Diocese urges changes at Hanna Boys Center

The options include selling Hanna and turning over the money from the closure to the Diocese.|

The Diocese of Santa Rosa last month urged Hanna Boys Center executive board members to adopt one of three options for the organization’s future, according to a source close to the board. The Diocese’s recommendations will be reviewed in future meetings, a Hanna official told the Index-Tribune.

Bishop Robert F. Vasa of the Diocese of Santa Rosa, who sits on the board of trustees of Hanna Boys Center, presented the board with three options at its last executive meeting, according to sources familiar with the meeting.

The options included selling Hanna and turning over the money from the closure to the Diocese, which is outlined in Hanna’s articles of incorporation; turn Archbishop Hanna High School into a co-ed school similar to Santa Rosa’s Cardinal Newman; or hire Boys Town, or a similar child-welfare nonprofit, to take over the operations of the center.

“With the Bishop being a board member, we often have discussions with him on various matters,” said Tullus Miller, chair of the board of trustees for Hanna. “Any matters discussed with the Bishop, as is with any board member, will be carefully and thoroughly considered in future board meetings. We are always consistently looking for better ways to improve the Hanna Boys Center and what is best for our young men.”

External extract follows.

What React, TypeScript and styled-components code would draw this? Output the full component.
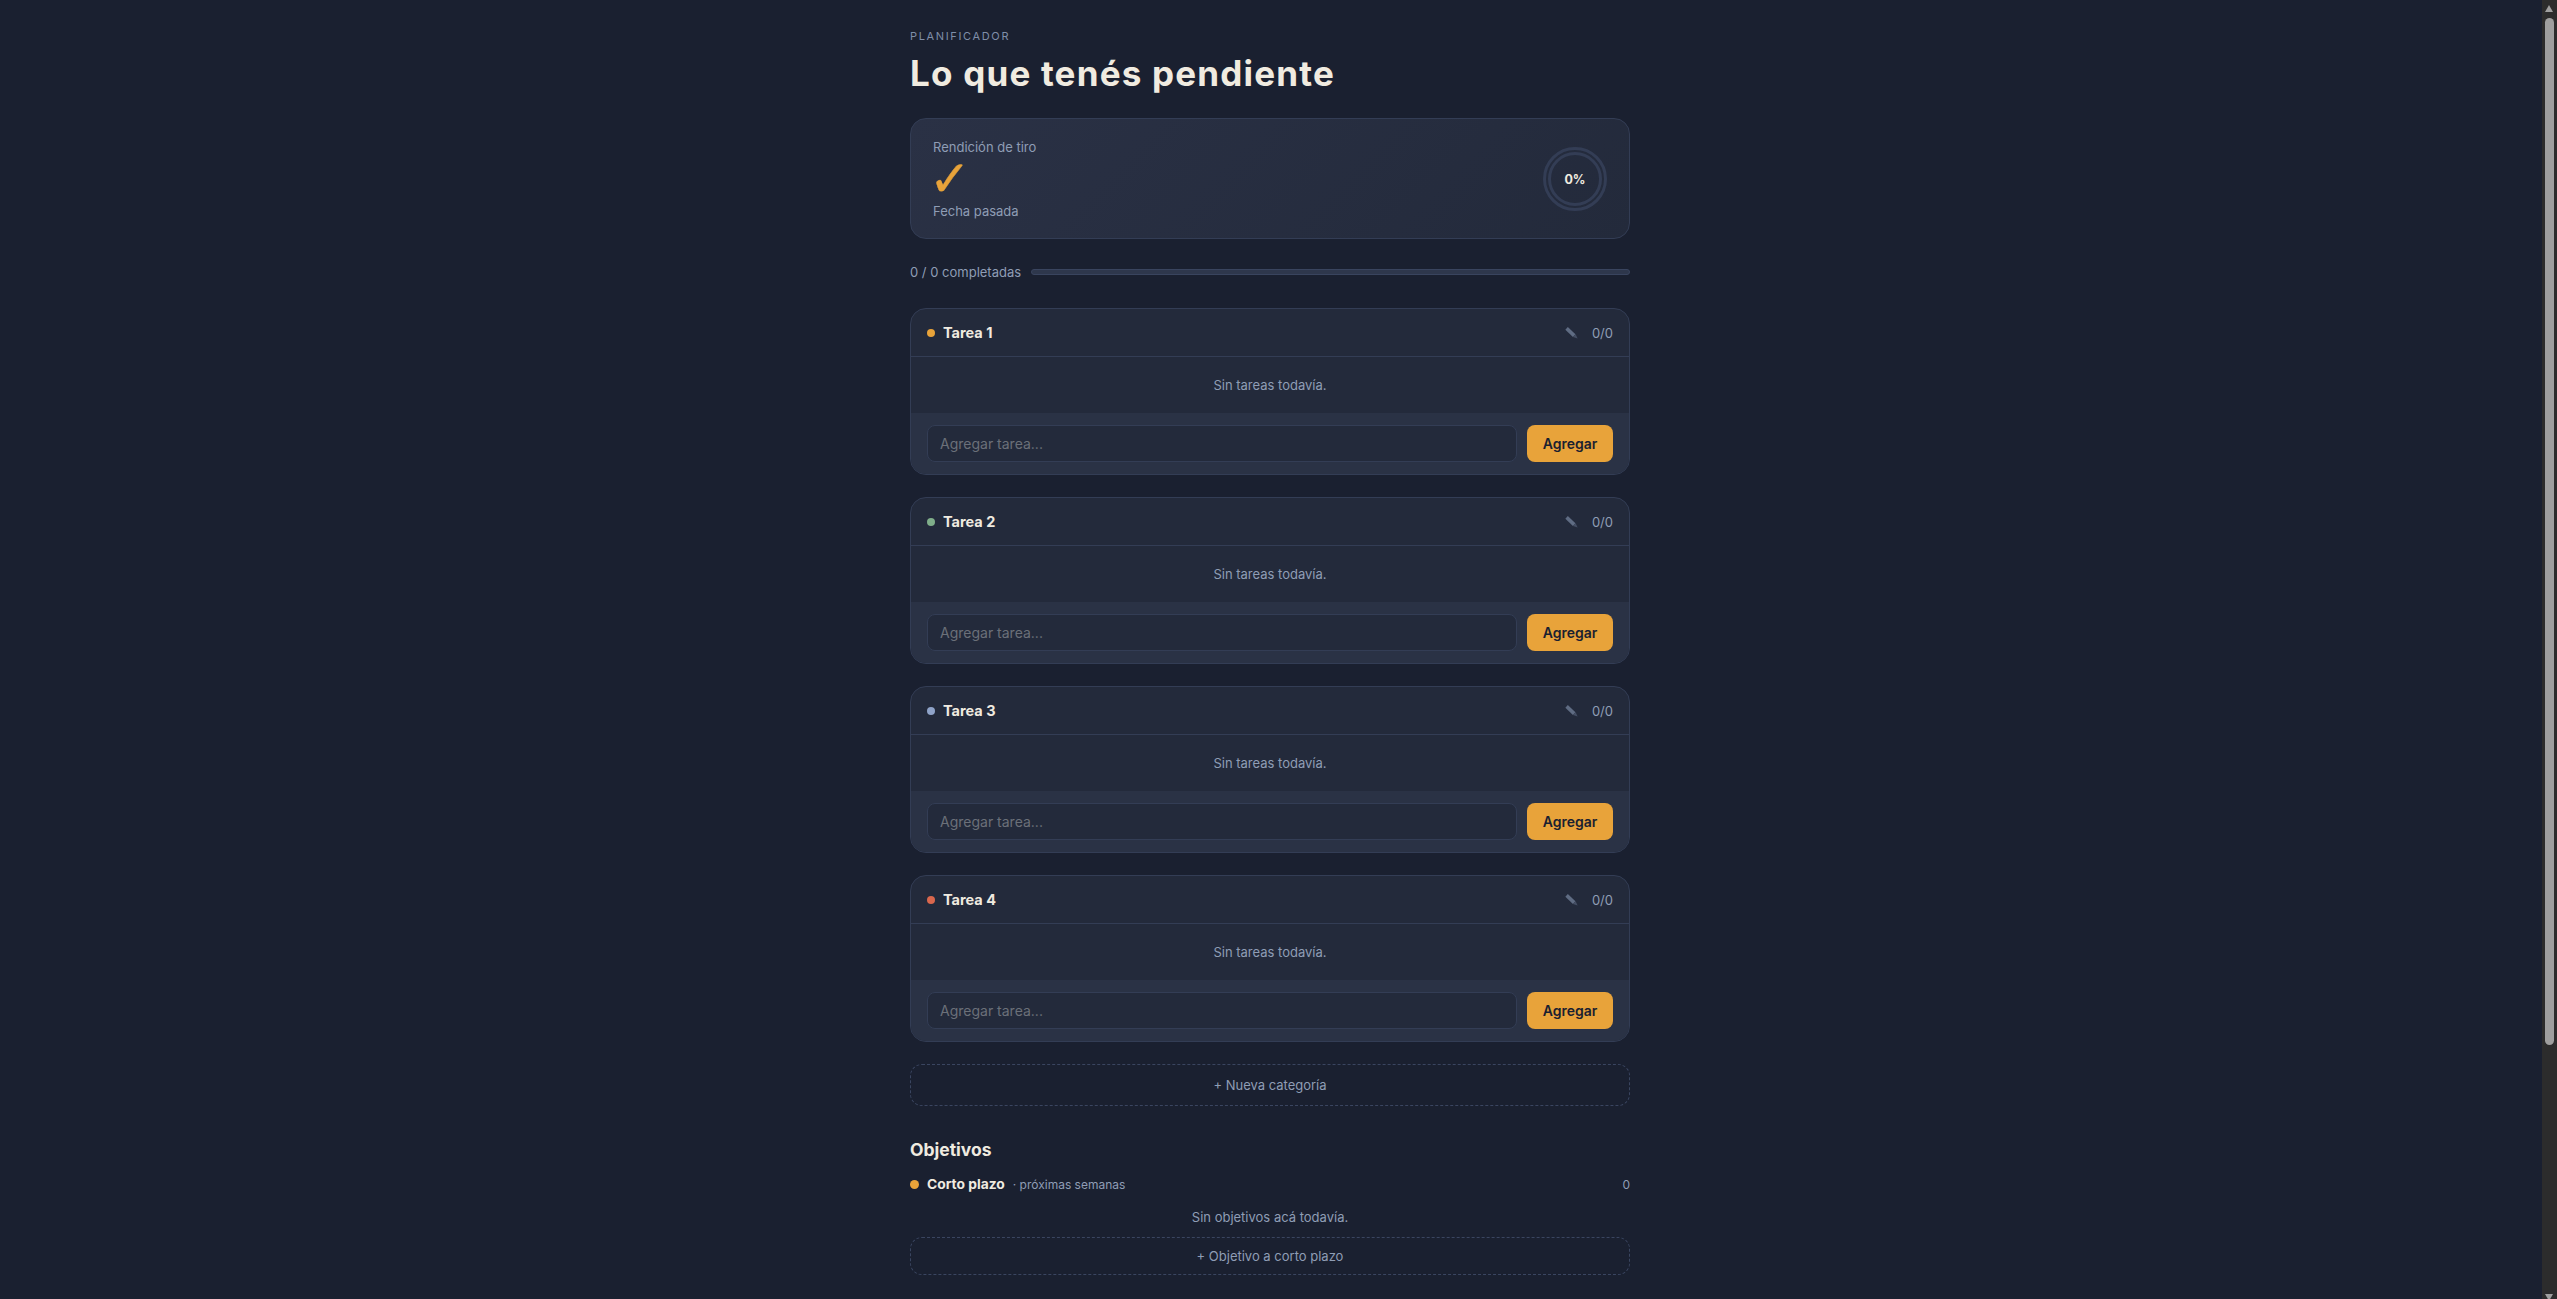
import React, {FC} from "react";
import styled, {createGlobalStyle} from "styled-components";

const GlobalStyle = createGlobalStyle`
  body {
    margin: 0;
    background: #1a2030;
    color: #8f9db5;
    font-family: Inter, "Liberation Sans", sans-serif;
  }
  * {
    box-sizing: border-box;
  }
`;

const Page = styled.div`
  padding-right: 17px;
`;

const Main = styled.main`
  width: 720px;
  min-height: 1605px;
  margin: 0 auto;
  padding-top: 28px;
`;

const Eyebrow = styled.div`
  font-size: 11px;
  line-height: 16px;
  letter-spacing: 0.15em;
  color: #7f8ea8;
`;

const Title = styled.h1`
  margin: 7px 0 0;
  font-size: 35px;
  line-height: 44px;
  font-weight: 700;
  letter-spacing: 1.2px;
  color: #f0ebe0;
`;

const Hero = styled.section`
  display: flex;
  align-items: center;
  justify-content: space-between;
  height: 121px;
  margin-top: 23px;
  padding: 0 22px;
  border: 1px solid #333d55;
  border-radius: 16px;
  background: linear-gradient(135deg, #2a3145, #232a3b);
`;

const HeroText = styled.div`
  display: flex;
  flex-direction: column;
  font-size: 13px;
  line-height: 20px;
`;

const HeroCheck = styled.div`
  height: 44px;
  margin-left: -4px;
  font-family: "DejaVu Sans", sans-serif;
  font-size: 50px;
  line-height: 44px;
  color: #e8a33a;
  -webkit-text-stroke: 0.4px #e8a33a;
`;

const Ring = styled.div`
  position: relative;
  display: flex;
  align-items: center;
  justify-content: center;
  width: 64px;
  height: 64px;
  padding-top: 1px;
  font-size: 12.5px;
  font-weight: 700;
  color: #f0ebe0;

  svg {
    position: absolute;
    inset: 0;
  }
`;

const ProgressRow = styled.div`
  display: flex;
  align-items: center;
  gap: 10px;
  height: 22px;
  margin-top: 22px;
  font-size: 13px;
  white-space: nowrap;
`;

const ProgressTrack = styled.div`
  flex: 1;
  height: 6px;
  border: 1px solid #39445e;
  border-radius: 3px;
  background: #2e374c;
`;

const Categories = styled.div`
  display: flex;
  flex-direction: column;
  gap: 22px;
  margin-top: 25px;
`;

const Card = styled.section`
  border: 1px solid #333d55;
  border-radius: 16px;
  background: #232a3b;
  overflow: hidden;
`;

const CardHeader = styled.header`
  display: flex;
  align-items: center;
  gap: 8px;
  height: 48px;
  padding: 0 16px;
  border-bottom: 1px solid #333d55;
`;

const Dot = styled.span<{ $color: string; $size: number }>`
  flex: none;
  width: ${(props) => props.$size}px;
  height: ${(props) => props.$size}px;
  border-radius: 50%;
  background: ${(props) => props.$color};
`;

const CardName = styled.span`
  flex: 1;
  font-size: 14.5px;
  font-weight: 700;
  color: #f0ebe0;
`;

const EditIcon = styled.svg`
  flex: none;
  margin-right: 6px;
`;

const Count = styled.span`
  font-size: 13px;
  color: #8f9db5;
`;

const Empty = styled.div`
  display: flex;
  align-items: center;
  justify-content: center;
  height: 56px;
  font-size: 13px;
`;

const AddRow = styled.form`
  display: flex;
  gap: 10px;
  padding: 12px 16px;
  background: #2a3245;
`;

const AddInput = styled.input`
  flex: 1;
  height: 37px;
  padding: 0 12px;
  border: 1px solid #333d55;
  border-radius: 8px;
  background: #232a3b;
  color: #f0ebe0;
  font: 14px Inter, sans-serif;

  &::placeholder {
    color: #6b7079;
  }
`;

const AddButton = styled.button`
  width: 86px;
  height: 37px;
  border: 0;
  border-radius: 8px;
  background: #e8a33a;
  color: #1a2030;
  font: 600 14px Inter, sans-serif;
`;

const DashedButton = styled.button<{ $height: number }>`
  display: block;
  width: 100%;
  height: ${(props) => props.$height}px;
  border: 1px dashed #3a4560;
  border-radius: 12px;
  background: transparent;
  color: #8f9db5;
  font: 13px Inter, sans-serif;
`;

const NewCategory = styled.div`
  margin-top: 22px;
`;

const SectionTitle = styled.h2`
  margin: 32px 0 0;
  font-size: 17.5px;
  line-height: 24px;
  font-weight: 700;
  color: #f0ebe0;
`;

const GoalHeader = styled.div`
  display: flex;
  align-items: center;
  gap: 8px;
  height: 20px;
  margin-top: 12px;
  font-size: 12px;
`;

const GoalName = styled.span`
  font-size: 13.8px;
  font-weight: 700;
  color: #f0ebe0;
`;

const GoalHint = styled.span`
  flex: 1;
`;

const GoalEmpty = styled.div`
  margin: 13px 0 10px;
  font-size: 13px;
  line-height: 20px;
  text-align: center;
`;

const Scrollbar = styled.div`
  position: fixed;
  top: 0;
  right: 0;
  bottom: 0;
  width: 15px;
  background: #2c2c2c;
`;

const ScrollThumb = styled.div`
  position: absolute;
  top: 18px;
  left: 3px;
  width: 9px;
  height: 1027px;
  border-radius: 5px;
  background: #9f9f9f;
`;

const ScrollArrow = styled.div<{ $down?: boolean }>`
  position: absolute;
  left: 3px;
  width: 0;
  height: 0;
  border-left: 4.5px solid transparent;
  border-right: 4.5px solid transparent;
  ${(props) => props.$down
    ? "bottom: -2px; border-top: 7px solid #9f9f9f;"
    : "top: 5px; border-bottom: 7px solid #9f9f9f;"}
`;

interface Category {
    name: string;
    color: string;
}

const categories: Category[] = [
    {name: "Tarea 1", color: "#e8a33a"},
    {name: "Tarea 2", color: "#7fae8a"},
    {name: "Tarea 3", color: "#8fa3c8"},
    {name: "Tarea 4", color: "#d9674d"},
];

const CategoryCard: FC<Category> = ({name, color}) => (
    <Card>
        <CardHeader>
            <Dot $color={color} $size={8}/>
            <CardName>{name}</CardName>
            <EditIcon width="13" height="12" viewBox="0 0 13 12" fill="none">
                <path d="M1.6 1.4 9.2 8.6" stroke="#5f6c83" strokeWidth="3.6"/>
                <path d="M8 10 10.6 7.2 12.6 11.6Z" fill="#454f64"/>
            </EditIcon>
            <Count>0/0</Count>
        </CardHeader>
        <Empty>Sin tareas todavía.</Empty>
        <AddRow>
            <AddInput placeholder="Agregar tarea..."/>
            <AddButton type="button">Agregar</AddButton>
        </AddRow>
    </Card>
);

const App: FC = () => (
    <>
        <GlobalStyle/>
        <Page>
            <Main>
                <Eyebrow>PLANIFICADOR</Eyebrow>
                <Title>Lo que tenés pendiente</Title>
                <Hero>
                    <HeroText>
                        <span>Rendición de tiro</span>
                        <HeroCheck>✓</HeroCheck>
                        <span>Fecha pasada</span>
                    </HeroText>
                    <Ring>
                        <svg width="64" height="64" viewBox="0 0 64 64" fill="none" stroke="#333d55" strokeWidth="3">
                            <circle cx="32" cy="32" r="30.5"/>
                            <circle cx="32" cy="32" r="25.5"/>
                        </svg>
                        0%
                    </Ring>
                </Hero>
                <ProgressRow>
                    0 / 0 completadas
                    <ProgressTrack/>
                </ProgressRow>
                <Categories>
                    {categories.map((category) => (
                        <CategoryCard key={category.name} {...category}/>
                    ))}
                </Categories>
                <NewCategory>
                    <DashedButton type="button" $height={42}>+ Nueva categoría</DashedButton>
                </NewCategory>
                <SectionTitle>Objetivos</SectionTitle>
                <GoalHeader>
                    <Dot $color="#e8a33a" $size={9}/>
                    <GoalName>Corto plazo</GoalName>
                    <GoalHint>· próximas semanas</GoalHint>
                    <span>0</span>
                </GoalHeader>
                <GoalEmpty>Sin objetivos acá todavía.</GoalEmpty>
                <DashedButton type="button" $height={38}>+ Objetivo a corto plazo</DashedButton>
            </Main>
        </Page>
        <Scrollbar aria-hidden="true">
            <ScrollArrow/>
            <ScrollThumb/>
            <ScrollArrow $down/>
        </Scrollbar>
    </>
);

export default App;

According to the Hanna Boys Center bylaws, which were amended in 2016, Vasa has limited individual power and must get the board’s approval on any action, according to a source close to the board. Multiple requests by the Index-Tribune for a comment from Vasa went unanswered.

There are 14 schools in the Diocese of Santa Rosa, including Archbishop Hanna High School and St. Francis Solano Catholic School in Sonoma.

It has been a troubling last few years for Hanna Boys Center (HBC), most recently with three lawsuits filed against the organization by former employees who charge they were wrongfully terminated during the center’s reorganization last spring, which the employees allege was used to retaliate against them and other employees who voiced complaints against the center.

The employees allege that drug abuse and bullying increased after Hanna’s current CEO, Brian Farragher, came on board and changed the way discipline and other actions are administered.

In a letter written to the Index-Tribune in response to an opinion piece written by Farragher (“Close to home: Making needed changes at Hanna Boys Center,” Aug. 18) that ran in the Santa Rosa Press Democrat, eight former employees of Hanna allege that Farragher’s implementation and interpretation of “trauma-informed care” (TIC) has created an atmosphere of “havoc” at Hanna, and call on the board to take action against Farragher.

“We urge the current board to stand up to Farragher and dismiss him immediately,” the letter writers wrote. The letter was signed by Wayne Antol, Ken Bertini, Rita Bertini, Jerry Borchelt, Mick Chantler, Connor Exline, Michael Nilan and Blair Phelan.

Some of the ex-employees told the Index-Tribune that they left Hanna because of the way Farragher is running the center. Farragher was away last week and could not be reached for comment.

Miller told the Index-Tribune that despite their differences, “I know we all care about Hanna.”

“We value all the stakeholders of Hanna Boys Center, and want what is best for the boys and HBC,” said Miller. “The teachers failed to mention the past harm some boys encountered while attending HBC, and HBC is using (trauma-informed care) to help forge a new and safe pathway. The board approved a strategic plan, which includes (trauma-informed care), that we believe, among other objectives, will help HBC make its way forward. At this point, we are executing on that plan.”

In 2018, Hanna Boys Center lost a wrongful termination lawsuit filed by former clinical director Tim Norman, who was fired after he brought similar whistleblower complaints to the board in 2016. A jury awarded $1.1 million to Norman.

Multiple allegations of sexual abuse by former residents have also roiled Hanna, which is currently on probation with the Community Care Licensing under the Department of Social Services for failing to protect its residents listed among the violations.

Two brothers who were sexually abused by Kevin Thorpe, then a clinical director at Hanna, were awarded a $6.8 million settlement in June, 2019. Thorpe was sentenced to 21 years in prison on 11 counts in 2018 for abuse that took place over a 10-year period.

A 17-year-old resident alleged statutory rape by a 22-year-old female cottage counselor in 2017. That case was settled out of court.

Hanna’s former director, Rev. John Crews, has not been arrested, but has been accused by multiple former residents of sexual abuse. He resigned from Hanna in 2013 following the first allegation, which came from the widow of a man who told his wife that Crews sexually abused him in 1971, before Crews came to Hanna in 1984.